Nerdshit

O/S for a Global Brain?

Welcome to the networked world. . Almost overnight, personal computers have morphed into communicators, digital appendages of a “global brain.” Along with hand held devices and interactive TVs, the computer has become our portal into a communication space of ever-expanding proportions. “The global brain”?a phrase coined over a decade ago by author Peter Russell?is indeed a compelling metaphor. Russell foresaw a point in the growth of computer networks and telecommunications where their complexity would equal that of the 100 billion or so networked neurons in the human brain. With all of humanity linked together in an earth-spanning communications web, a single overmind for the planet as a whole might somehow emerge.

But as things stand, what will prevent the internet, an amazing but haphazard creation, from exploding into an incoherent froth, or dividing into competing cyber-fiefdoms? Already today, many computer programs are so complex their security cannot be guaranteed. Layers of programming pile up to the point where no one knows the whole program. What happens as many of these programs are distributed across the web? Only a few years old, the web itself is gridlocked by overwhelming traffic and incoherent systems. Does the internet at this point really have what it takes to self-organize into a brain-like organism? Or will it simply become the world’s largest digitized library?

Bioneering the Infosphere

Malibu-based communications theorist Francis Jeffrey believes he has an answer, in the form of what he calls “virtual neuronal networks.” Applying the “brain knows best” philosophy at a fundamental programming level, such networks, he believes, usher in a completely new paradigm of networked computing and communications. These virtual neuronal networks, as incorporated by Jeffrey into his proprietary software, eLPHIN™, allow a uniform, comprehensive and comprehensible approach to all aspects of the computing environment.

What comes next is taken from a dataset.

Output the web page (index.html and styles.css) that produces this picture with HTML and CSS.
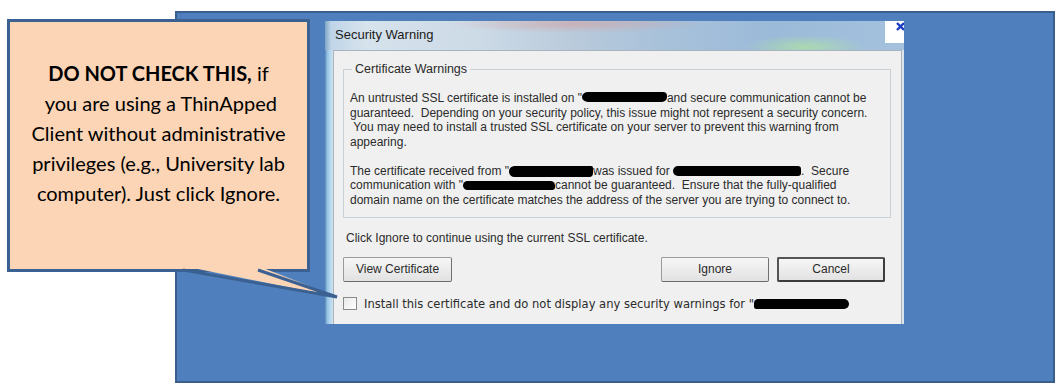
FILE: index.html
```html
<!DOCTYPE html>
<html>
<head>
<meta charset="utf-8">
<link rel="stylesheet" href="styles.css">
</head>
<body>
<div class="panel">
  <div class="dialog">
    <div class="titlebar">
      <span class="title">Security Warning</span>
      <span class="close"><svg width="19" height="22" viewBox="0 0 19 22"><path d="M12 2 L19 9 M19 2 L12 9" stroke="#1c3cc4" stroke-width="2.4" fill="none"/></svg></span>
    </div>
    <div class="frame">
      <div class="frame-left"></div>
      <div class="content">
        <fieldset class="group">
          <legend class="legend">Certificate Warnings</legend>
          <p class="para">
            <span class="ln">An untrusted SSL certificate is installed on "<span class="blob b1"></span>and secure communication cannot be</span>
            <span class="ln">guaranteed.&nbsp; Depending on your security policy, this issue might not represent a security concern.</span>
            <span class="ln">&nbsp;You may need to install a trusted SSL certificate on your server to prevent this warning from</span>
            <span class="ln">appearing.</span>
          </p>
          <p class="para para2">
            <span class="ln">The certificate received from "<span class="blob b2"></span>was issued for <span class="blob b3"></span>.&nbsp; Secure</span>
            <span class="ln">communication with "<span class="blob b4"></span>cannot be guaranteed.&nbsp; Ensure that the fully-qualified</span>
            <span class="ln">domain name on the certificate matches the address of the server you are trying to connect to.</span>
          </p>
        </fieldset>
        <p class="hint">Click Ignore to continue using the current SSL certificate.</p>
        <div class="buttons">
          <span class="btn">View Certificate</span>
          <span class="btn btn-ignore">Ignore</span>
          <span class="btn btn-default">Cancel</span>
        </div>
        <div class="check-row">
          <span class="checkbox"></span>
          <span class="check-label">Install this certificate and do not display any security warnings for "<span class="blob b5"></span></span>
        </div>
      </div>
      <div class="frame-right"></div>
    </div>
  </div>
</div>

<div class="callout">
  <p class="callout-text"><b>DO NOT CHECK THIS,</b> if<br>&nbsp;you are using a ThinApped<br>Client without administrative<br>privileges (e.g., University lab<br>computer). Just click Ignore.</p>
</div>
<svg class="tail" width="200" height="50" viewBox="150 260 200 50">
  <polygon points="183,266 337,297 258,266" fill="#fbd5b5"/>
  <polyline points="183,270 337,297 258,270" fill="none" stroke="#3b6192" stroke-width="3" stroke-linejoin="miter"/>
</svg>
</body>
</html>
```

FILE: styles.css
```css
html, body {
  margin: 0;
  padding: 0;
}
body {
  width: 1062px;
  height: 390px;
  background: #ffffff;
  position: relative;
  overflow: hidden;
}
.panel {
  box-sizing: border-box;
  margin: 11px 0 0 175px;
  width: 880px;
  height: 372px;
  border: 2px solid #3a5f8e;
  background: #4f80bd;
  padding: 8px 0 0 148px;
}
.dialog {
  width: 579px;
  height: 303px;
  display: flex;
  flex-direction: column;
  overflow: hidden;
  font-family: "Liberation Sans", Arial, sans-serif;
  color: #2b2b2b;
}
.titlebar {
  height: 29px;
  flex: none;
  display: flex;
  align-items: flex-start;
  background:
    radial-gradient(ellipse 60px 12px at 480px 26px, rgba(175,225,165,0.8), rgba(175,225,165,0) 100%),
    radial-gradient(ellipse 130px 9px at 250px 3px, rgba(210,160,160,0.6), rgba(210,160,160,0) 100%),
    linear-gradient(to right, #7fa6c8 0px, #bfd5e8 6px, #d6e2ec 40px, #cddbe7 150px, #b9cadb 250px, #a9c2da 330px, #9bbad9 450px, #a3c1dd 560px);
}
.title {
  padding: 7px 0 0 10px;
  font-family: "Liberation Sans", Arial, sans-serif;
  font-size: 13px;
  line-height: 14px;
  color: #1a1a1a;
}
.close {
  margin-left: auto;
  width: 19px;
  height: 22px;
  background: #ffffff;
  display: block;
  overflow: hidden;
}
.close svg {
  display: block;
}
.frame {
  flex: 1;
  display: flex;
}
.frame-left {
  width: 8px;
  flex: none;
  background: linear-gradient(to right, #5d86ad 0px, #8fc0e4 2px, #b3d6ef 5px, #cfe2ef 8px);
}
.frame-right {
  width: 2px;
  flex: none;
  background: #dce5ee;
}
.content {
  flex: 1;
  background: #f0f0f0;
  border: 1px solid #a9b3bd;
  border-bottom: none;
  font-size: 12px;
  line-height: 14.5px;
}
.group {
  margin: 11px 0 0 9px;
  width: 548px;
  box-sizing: border-box;
  border: 1px solid #c9d0d6;
  padding: 15px 6px 10px 6px;
  min-width: 0;
}
.legend {
  margin-left: 2px;
  padding: 0 3px;
  font-size: 12.5px;
  line-height: 14px;
}
.para {
  margin: 0;
}
.para2 {
  margin-top: 14.5px;
}
.ln {
  display: block;
  white-space: nowrap;
}
.blob {
  display: inline-block;
  background: #000;
  vertical-align: middle;
  border-radius: 6px 4px 5px 6px / 5px 4px 5px 5px;
}
.b1 { width: 85px; height: 10px; margin-top: -3px; }
.b2 { width: 84px; height: 11px; border-radius: 6px 2px 4px 6px; }
.b3 { width: 128px; height: 10px; border-radius: 5px 3px 3px 5px; }
.b4 { width: 92px; height: 9px; border-radius: 5px 5px 3px 5px; }
.b5 { width: 95px; height: 10px; border-radius: 5px 6px 6px 3px; }
.hint {
  margin: 13px 0 0 12px;
  white-space: nowrap;
}
.buttons {
  margin-top: 11px;
  display: flex;
  padding: 0 16px 0 9px;
}
.btn {
  box-sizing: border-box;
  width: 109px;
  height: 25px;
  display: flex;
  align-items: center;
  justify-content: center;
  border: 1px solid #9a9a9a;
  border-right-color: #707070;
  border-bottom-color: #6a6a6a;
  border-radius: 2px;
  background: linear-gradient(to bottom, #f6f6f6 0%, #ececec 50%, #e2e2e2 100%);
  font-size: 12px;
  color: #2b2b2b;
}
.btn-ignore {
  margin-left: auto;
  width: 108px;
}
.btn-default {
  margin-left: 8px;
  width: 108px;
  border: 2px solid #3c3c3c;
  border-top-color: #555;
  border-left-color: #555;
}
.check-row {
  margin: 15px 0 0 9px;
  display: flex;
  align-items: center;
  gap: 7px;
}
.checkbox {
  box-sizing: border-box;
  width: 14px;
  height: 13px;
  border: 1px solid #8a8a8a;
  background: linear-gradient(135deg, #e9e9e9, #ffffff);
  flex: none;
}
.check-label {
  font-family: "DejaVu Sans Condensed", "DejaVu Sans", sans-serif;
  font-size: 12.8px;
  white-space: nowrap;
}
.callout {
  position: absolute;
  left: 7px;
  top: 19px;
  width: 303px;
  height: 253px;
  box-sizing: border-box;
  border: 3px solid #3b6192;
  background: #fbd5b5;
}
.callout-text {
  margin: 0;
  padding-top: 36px;
  text-align: center;
  font-family: Lato, "Open Sans", sans-serif;
  font-size: 20px;
  line-height: 30px;
  color: #000;
}
.callout-text b {
  font-weight: 700;
}
.tail {
  position: absolute;
  left: 150px;
  top: 260px;
}
```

eLPHIN represents the practical results of Jeffrey’s decades-long study of the dynamics of communicative networks found in the brain, in computers, and in human, dolphin and whale societies. He credits two bored dolphins, who seemed to spend their time making up games to enrich their impoverished environment, with providing early inspiration for eLPHIN. Attempts to develop a computer system capable of analyzing their high-bandwidth sonar speech in tandem with their behavior were beyond the limits of the affordable technology of the time. Nevertheless, the conceptualizing involved paved the way for eLPHIN.

Network Meta-Maps

A turning point in Jeffrey’s convergent meditations on intelligence, communication and networks came when one day, delirious from a severe bout of influenza, he saw interesting patterns of neurons flashing in his minds eye. In the fever-vision, the neurons were not simply responding reflexively to one another in a simple input-output fashion but were actively recording their patterns of relationship and transmitting these network-maps to other parts of the brain. Presented with this graphic readout of his own cortex (or was it just the phantasm of a neurologically educated mind?), he leapt to the idea that maybe nerves?like people in a network?are mostly concerned with conversing about their relationships.

While this concept of a “meta-signalling” neuron has not yet been accepted into neuroscientific doctrine, the picture is consistent with much of what is known about the brain and consciousness. Feelings, actions and memories can be triggered by manipulating parts of the brain, either chemically or with electrodes. In a seeming paradox, however, much of the mind’s contents do not appear to be stored anywhere in particular; occasionally large masses of brain tissue have been destroyed with no obvious loss of functionality. When a patient loses certain memories or skills, we might ask whether they lost the “storage device,” or whether a critical link in the “network” was simply disabled, preventing the skill or memory from being expressed. Does stimulation inside the brain access data stored in a physical place, or does it activate parts of a network over which certain functions are defined? The picture that emerges from contemporary neuroscience is of the brain as a kind of wildly distributed processor.

At the same time, somehow a few key neurons can induce global changes in brain activity, and at the other end of the spectrum, system-wide events?intentions, feelings, hormones?modulate the functioning of individual neurons. For this kind of conversation between conceptual levels to occur, one imagines there must also be some relatively uniform, scalar principle involved.